> **WORK TO BE COMPLETED**
From the first line of the listing below to the line with "import React from", print each line exactly, and nothing more. Leave out the pictures.

> **SOURCE MATERIAL**
......

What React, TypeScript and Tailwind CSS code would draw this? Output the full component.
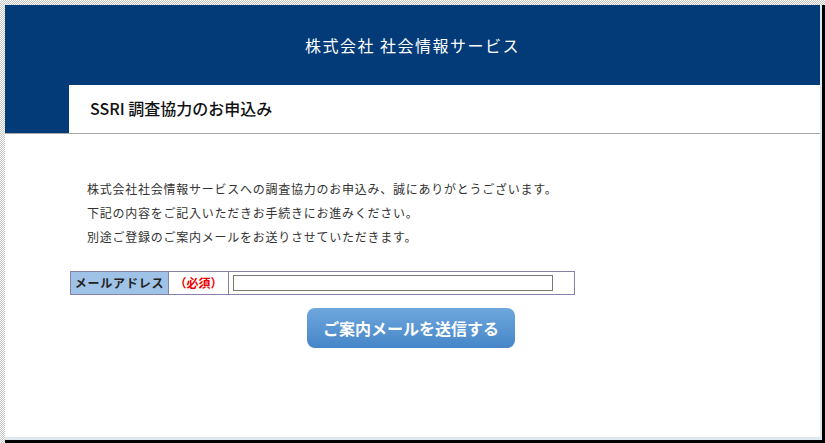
import React from "react";

export default function App() {
  return (
    <div
      className="w-[825px] h-[443px] overflow-hidden bg-[repeating-conic-gradient(#c8c8c8_0_25%,#ffffff_0_50%)] bg-[length:2px_2px] pt-[5px] pl-[5px] flex"
      style={{ fontFamily: '"Noto Sans CJK JP", "Noto Sans", sans-serif' }}
    >
      <div className="flex-1 flex flex-col border-r-[3px] border-b-[3px] border-black">
        <div className="flex-1 flex flex-col bg-white border-r-[2px] border-b-[3px] border-[#dfe7ef]">
          {/* top band */}
          <div className="h-[80px] bg-[#023b78] flex items-center justify-center">
            <span className="text-white text-[16px] tracking-[1.5px] leading-none">
              株式会社 社会情報サービス
            </span>
          </div>
          {/* title row */}
          <div className="flex h-[49px] border-b border-[#a8a8a8]">
            <div className="w-[64px] bg-[#023b78]" />
            <div className="flex-1 flex items-center pl-[21px] pb-[2px]">
              <span className="text-[16px] font-medium text-[#111] leading-none">
                SSRI 調査協力のお申込み
              </span>
            </div>
          </div>
          {/* body */}
          <div className="pt-[43px] pl-[82px] text-[12px] leading-[24px] tracking-[0.75px] text-[#333]">
            <p>株式会社社会情報サービスへの調査協力のお申込み、誠にありがとうございます。</p>
            <p>下記の内容をご記入いただきお手続きにお進みください。</p>
            <p>別途ご登録のご案内メールをお送りさせていただきます。</p>
          </div>
          <div className="pl-[65px] mt-[22px]">
            <div className="flex w-[505px] h-[24px] border border-[#8880a8]">
              <div className="w-[98px] bg-[#9fc3e6] flex items-center justify-center border-r border-[#8880a8] text-[12px] font-bold text-[#222] tracking-[0.8px]">
                メールアドレス
              </div>
              <div className="w-[60px] flex items-center justify-center border-r border-[#8880a8] text-[12px] font-bold text-[#ee0000]">
                （必須）
              </div>
              <div className="flex-1 flex items-center pl-[4px]">
                <input
                  type="text"
                  className="w-[320px] h-[16px] border border-[#777] bg-white outline-none"
                />
              </div>
            </div>
          </div>
          <div className="pl-[302px] mt-[13px]">
            <button className="w-[208px] h-[40px] rounded-[8px] bg-gradient-to-b from-[#6ea7dd] to-[#4686c8] text-white text-[16px] font-bold leading-none">
              ご案内メールを送信する
            </button>
          </div>
        </div>
      </div>
    </div>
  );
}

......

> **WORKED SOLUTION**
What React, TypeScript and Tailwind CSS code would draw this? Output the full component.
import React from "react";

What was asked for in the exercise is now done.